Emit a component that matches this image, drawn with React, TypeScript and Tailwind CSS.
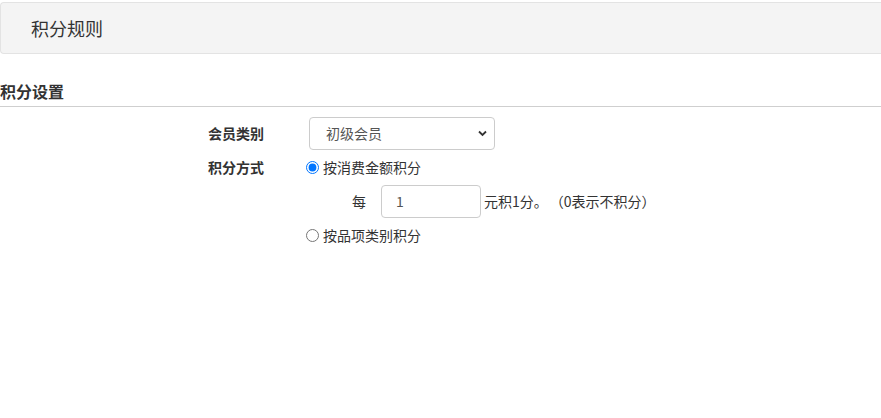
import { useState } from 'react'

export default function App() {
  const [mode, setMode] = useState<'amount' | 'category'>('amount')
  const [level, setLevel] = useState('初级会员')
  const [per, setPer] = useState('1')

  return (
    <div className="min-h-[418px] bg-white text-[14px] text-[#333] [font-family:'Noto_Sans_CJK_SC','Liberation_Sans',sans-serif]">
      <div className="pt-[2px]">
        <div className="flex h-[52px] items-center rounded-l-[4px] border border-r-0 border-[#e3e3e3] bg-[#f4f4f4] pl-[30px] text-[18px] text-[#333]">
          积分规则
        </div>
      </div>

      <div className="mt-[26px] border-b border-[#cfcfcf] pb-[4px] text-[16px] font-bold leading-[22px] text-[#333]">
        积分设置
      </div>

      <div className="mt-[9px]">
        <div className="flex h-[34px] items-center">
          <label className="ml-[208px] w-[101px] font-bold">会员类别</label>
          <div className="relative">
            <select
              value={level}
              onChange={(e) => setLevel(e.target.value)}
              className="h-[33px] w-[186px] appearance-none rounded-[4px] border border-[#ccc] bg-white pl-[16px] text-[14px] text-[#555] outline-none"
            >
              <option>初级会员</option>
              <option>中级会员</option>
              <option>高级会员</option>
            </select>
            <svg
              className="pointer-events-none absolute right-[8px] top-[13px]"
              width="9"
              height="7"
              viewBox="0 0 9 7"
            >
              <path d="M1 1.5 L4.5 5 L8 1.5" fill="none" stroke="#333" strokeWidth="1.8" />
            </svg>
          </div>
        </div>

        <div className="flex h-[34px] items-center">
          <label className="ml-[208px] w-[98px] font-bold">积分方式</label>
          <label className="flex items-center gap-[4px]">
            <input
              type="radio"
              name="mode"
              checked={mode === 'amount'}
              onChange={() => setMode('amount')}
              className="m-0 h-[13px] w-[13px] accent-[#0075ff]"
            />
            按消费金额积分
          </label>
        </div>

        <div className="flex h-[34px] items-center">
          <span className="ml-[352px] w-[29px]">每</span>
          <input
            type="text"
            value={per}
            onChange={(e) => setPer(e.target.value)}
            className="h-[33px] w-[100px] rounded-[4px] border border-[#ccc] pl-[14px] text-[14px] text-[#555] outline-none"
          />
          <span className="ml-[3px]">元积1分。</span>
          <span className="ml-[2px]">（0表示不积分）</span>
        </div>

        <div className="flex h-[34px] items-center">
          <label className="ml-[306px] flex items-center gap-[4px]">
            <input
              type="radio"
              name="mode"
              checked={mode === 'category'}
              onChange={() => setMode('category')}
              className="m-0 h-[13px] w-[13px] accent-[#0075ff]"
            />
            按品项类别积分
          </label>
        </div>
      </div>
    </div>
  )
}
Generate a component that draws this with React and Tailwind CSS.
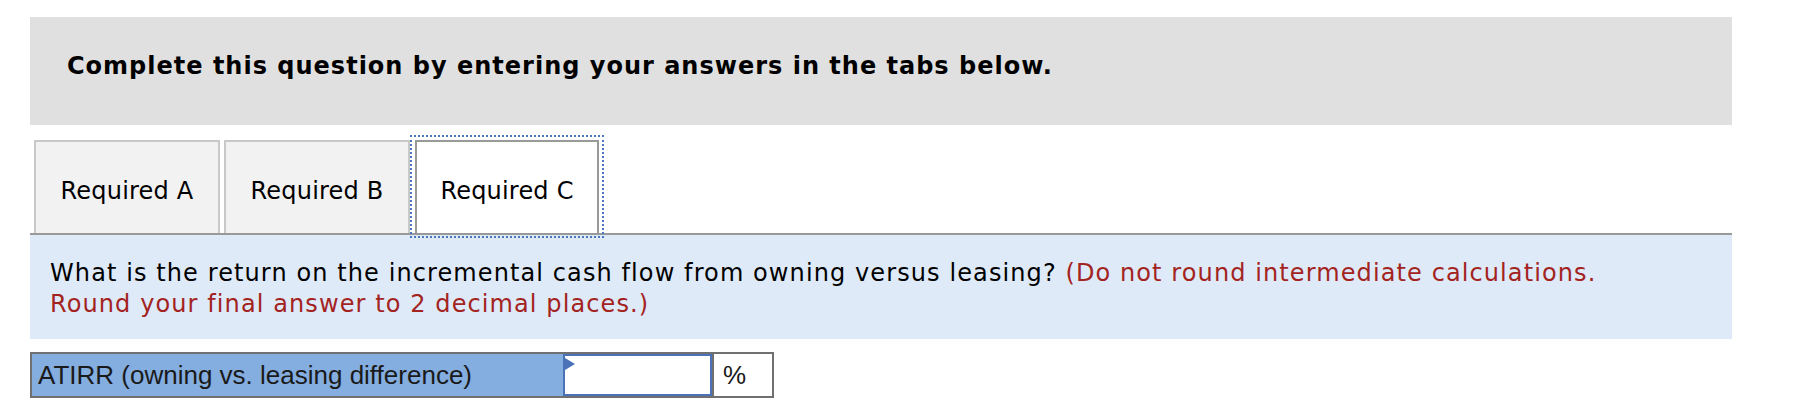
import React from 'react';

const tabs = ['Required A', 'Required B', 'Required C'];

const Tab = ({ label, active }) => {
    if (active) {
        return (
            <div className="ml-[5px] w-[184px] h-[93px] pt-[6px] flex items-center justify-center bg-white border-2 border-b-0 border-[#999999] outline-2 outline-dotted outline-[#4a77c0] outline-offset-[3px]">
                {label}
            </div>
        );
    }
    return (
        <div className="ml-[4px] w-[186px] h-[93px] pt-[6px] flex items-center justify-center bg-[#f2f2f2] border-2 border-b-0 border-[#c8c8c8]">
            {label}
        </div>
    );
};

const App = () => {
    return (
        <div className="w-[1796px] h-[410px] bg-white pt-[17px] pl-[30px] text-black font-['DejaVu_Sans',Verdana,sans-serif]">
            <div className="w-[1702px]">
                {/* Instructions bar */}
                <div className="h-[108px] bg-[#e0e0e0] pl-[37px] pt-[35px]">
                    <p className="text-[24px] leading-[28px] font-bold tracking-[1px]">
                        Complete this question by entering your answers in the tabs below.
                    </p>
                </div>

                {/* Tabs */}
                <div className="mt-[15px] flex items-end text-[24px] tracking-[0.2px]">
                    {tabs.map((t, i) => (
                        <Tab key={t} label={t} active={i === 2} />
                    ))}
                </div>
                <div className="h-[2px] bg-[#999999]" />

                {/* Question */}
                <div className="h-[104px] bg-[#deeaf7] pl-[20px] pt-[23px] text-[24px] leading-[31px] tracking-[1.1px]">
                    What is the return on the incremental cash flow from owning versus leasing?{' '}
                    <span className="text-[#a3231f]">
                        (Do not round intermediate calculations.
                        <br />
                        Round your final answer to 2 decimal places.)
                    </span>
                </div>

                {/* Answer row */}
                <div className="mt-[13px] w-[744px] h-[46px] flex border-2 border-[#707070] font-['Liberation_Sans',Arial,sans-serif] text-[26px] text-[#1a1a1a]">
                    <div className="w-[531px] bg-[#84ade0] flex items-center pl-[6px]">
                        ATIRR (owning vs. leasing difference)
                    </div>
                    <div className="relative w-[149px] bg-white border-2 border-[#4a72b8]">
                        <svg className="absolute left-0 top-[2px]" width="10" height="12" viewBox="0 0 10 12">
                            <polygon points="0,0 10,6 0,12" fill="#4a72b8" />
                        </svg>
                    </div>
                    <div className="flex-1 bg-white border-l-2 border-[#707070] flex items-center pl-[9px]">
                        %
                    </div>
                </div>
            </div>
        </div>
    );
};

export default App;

---

GIVEN INSTRUCTION: The lines from the start of the entries above through the one containing "const [per, setPer] = useState('1')" are to be retyped exactly, and no others. Pictures are left out.

THE ANSWER:
Emit a component that matches this image, drawn with React, TypeScript and Tailwind CSS.
import { useState } from 'react'

export default function App() {
  const [mode, setMode] = useState<'amount' | 'category'>('amount')
  const [level, setLevel] = useState('初级会员')
  const [per, setPer] = useState('1')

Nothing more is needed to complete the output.